Undeterred, the Santiago de Compostela victim association took its efforts to the European Commission, who later requested the European Railway Agency (ERA) launch its own study. In 2016, ERA published its findings, questioning both the independence of the CIAF and the content of its 2014 report.
Despite the Spanish Government’s confidence in the “good professionals” of the CIAF, ERA said the involvement of Adif and Renfe was in fact a breach of EU regulations concerning conflict of interest and that the accident had not been “independently investigated as required by the Railway Safety Directive”.

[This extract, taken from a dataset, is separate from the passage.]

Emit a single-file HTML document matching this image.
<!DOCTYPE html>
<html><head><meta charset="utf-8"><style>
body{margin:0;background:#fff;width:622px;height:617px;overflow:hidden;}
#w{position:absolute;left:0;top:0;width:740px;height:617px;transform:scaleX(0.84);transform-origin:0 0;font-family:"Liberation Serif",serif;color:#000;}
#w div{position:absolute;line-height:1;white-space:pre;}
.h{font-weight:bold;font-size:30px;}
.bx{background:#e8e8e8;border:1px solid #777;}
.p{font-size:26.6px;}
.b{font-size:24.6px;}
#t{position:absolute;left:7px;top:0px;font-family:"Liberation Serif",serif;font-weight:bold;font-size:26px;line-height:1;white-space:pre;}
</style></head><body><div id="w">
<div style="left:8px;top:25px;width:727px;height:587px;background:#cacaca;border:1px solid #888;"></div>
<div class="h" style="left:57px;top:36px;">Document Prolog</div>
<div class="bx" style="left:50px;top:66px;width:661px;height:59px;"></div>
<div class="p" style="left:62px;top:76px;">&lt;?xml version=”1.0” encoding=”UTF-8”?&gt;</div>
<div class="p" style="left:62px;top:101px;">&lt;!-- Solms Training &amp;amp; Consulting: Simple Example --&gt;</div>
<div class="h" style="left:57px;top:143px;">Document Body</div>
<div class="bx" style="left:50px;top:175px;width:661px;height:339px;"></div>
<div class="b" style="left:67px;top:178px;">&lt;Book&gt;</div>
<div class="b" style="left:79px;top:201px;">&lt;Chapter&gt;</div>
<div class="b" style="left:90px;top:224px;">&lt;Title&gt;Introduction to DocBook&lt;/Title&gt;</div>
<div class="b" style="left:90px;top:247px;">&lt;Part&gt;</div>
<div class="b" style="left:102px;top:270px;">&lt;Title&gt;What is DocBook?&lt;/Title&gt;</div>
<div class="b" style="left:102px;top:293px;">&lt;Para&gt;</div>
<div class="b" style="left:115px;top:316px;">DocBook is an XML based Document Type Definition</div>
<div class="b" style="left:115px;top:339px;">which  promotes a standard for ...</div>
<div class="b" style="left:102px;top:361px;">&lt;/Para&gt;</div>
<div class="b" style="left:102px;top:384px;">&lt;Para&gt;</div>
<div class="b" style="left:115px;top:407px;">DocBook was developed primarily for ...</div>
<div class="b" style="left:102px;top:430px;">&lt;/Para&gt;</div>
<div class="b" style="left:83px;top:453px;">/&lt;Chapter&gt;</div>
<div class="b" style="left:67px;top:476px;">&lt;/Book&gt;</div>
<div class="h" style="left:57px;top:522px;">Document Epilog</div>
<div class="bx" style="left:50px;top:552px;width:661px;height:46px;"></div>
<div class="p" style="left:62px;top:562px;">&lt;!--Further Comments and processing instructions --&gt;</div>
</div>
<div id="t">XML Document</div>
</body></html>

Like the 2015 judicial study, ERA argued that the accident should have been mitigated through proper safety measures, and questioned why “the emphasis of the CIAF report is put on the direct cause (one human error) and on the driver’s (non-) compliance with rules, rather [than] on the underlying and root causes.”
The struggle continues
Shortly before ERA published its findings – and possibly in anticipation – the judicial investigation in Spain suddenly changed course. In 2017, charges were brought against Andrés Cortabitarte and Antonio Lanchares, former security directors of Adif and Renfe. Though the case against Lanchares was later dropped, proceedings continue to this day against Cortabitarte, as well as the driver Garzó.
While the decision to press charges has again undermined the findings of the original CIAF investigation – which found Garzó solely responsible – the Santiago de Compostela victim association says it is still struggling to convince the government to reopen the investigation, and has recently met with EU transport commissioner Violeta Bulc, as part of its ongoing campaign.
Though the Spanish Government says it has now modified the composition and functioning of CIAF, the EC’s recent infringement decision suggests there is still work to be done.
How the Spanish Government responds to the notice remains to be seen. What is clear is that almost six years after the Santiago de Compostela crash, the safety of Spain’s rail network and the independence of its accident investigation commission remain under serious scrutiny.